Cevap: A. thoroughly (tam olarak)
Açıklama: Teorinin detaylı bir şekilde açıklandığı belirtiliyor. “Thoroughly” (tam olarak) seçeneği, bu durumu en iyi şekilde ifade eder.

5.The presentation was —- successful, earning praise from both colleagues and clients.
(Sunum —- başarılı oldu ve hem meslektaşlarından hem de müşterilerden övgü aldı.)

A. remarkably (şaşırtıcı derecede)
B. moderately (orta derecede)
C. rarely (nadiren)
D. profoundly (derin bir şekilde)
E. constantly (sürekli olarak)

Cevap: A. remarkably (şaşırtıcı derecede)
Açıklama: Sunumun beklenenden çok daha başarılı olduğu vurgulanıyor. “Remarkably” (şaşırtıcı derecede) seçeneği, bu başarıyı en iyi şekilde tanımlar.

6. The weather changed —-, catching everyone off guard with sudden heavy rain.
(Hava —- değişti ve aniden bastıran sağanak yağış herkesi hazırlıksız yakaladı.)

A. abruptly (aniden)
B. consistently (tutarlı bir şekilde)
C. inevitably (kaçınılmaz olarak)
D. predictably (tahmin edilebilir bir şekilde)
E. openly (açıkça)

Cevap: A. abruptly (aniden)
Açıklama: Havanın ani değişimi ve sağanak yağış herkesi hazırlıksız yakalamış. Bu yüzden “abruptly” (aniden) seçeneği en uygun olanıdır.

7. She responded to the feedback —-, taking time to reflect on the suggestions given.
(Ona verilen geri bildirimlere —- yanıt verdi ve öneriler üzerinde düşünmek için zaman ayırdı.)

A. thoughtfully (düşünceli bir şekilde)
B. aggressively (saldırgan bir şekilde)
C. thoroughly (tam olarak)
D. nervously (sinirli bir şekilde)
E. impatiently (sabırsızca)

Cevap: A. thoughtfully (düşünceli bir şekilde)
Açıklama: Geri bildirime dikkatlice ve düşünerek cevap verdiği anlaşılıyor.
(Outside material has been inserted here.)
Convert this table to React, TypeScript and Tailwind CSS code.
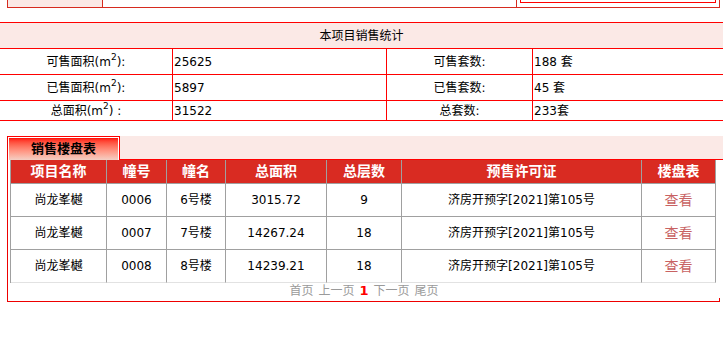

Bu nedenle, “thoughtfully” (düşünceli bir şekilde) en uygun seçenektir.

8. The company has been expanding its operations —-, entering new markets and launching new products.
(Şirket —- büyüyor, yeni pazarlara giriyor ve yeni ürünler piyasaya sürüyor.)

A. rapidly (hızla)
B. cautiously (temkinli bir şekilde)
C. randomly (rastgele)
D. considerably (önemli ölçüde)
E. successfully (başarıyla)

Cevap: A. rapidly (hızla)
Açıklama: Şirketin hızlı bir şekilde genişlediği belirtiliyor. Bu yüzden “rapidly” (hızla) ifadesi uygun bir seçenektir.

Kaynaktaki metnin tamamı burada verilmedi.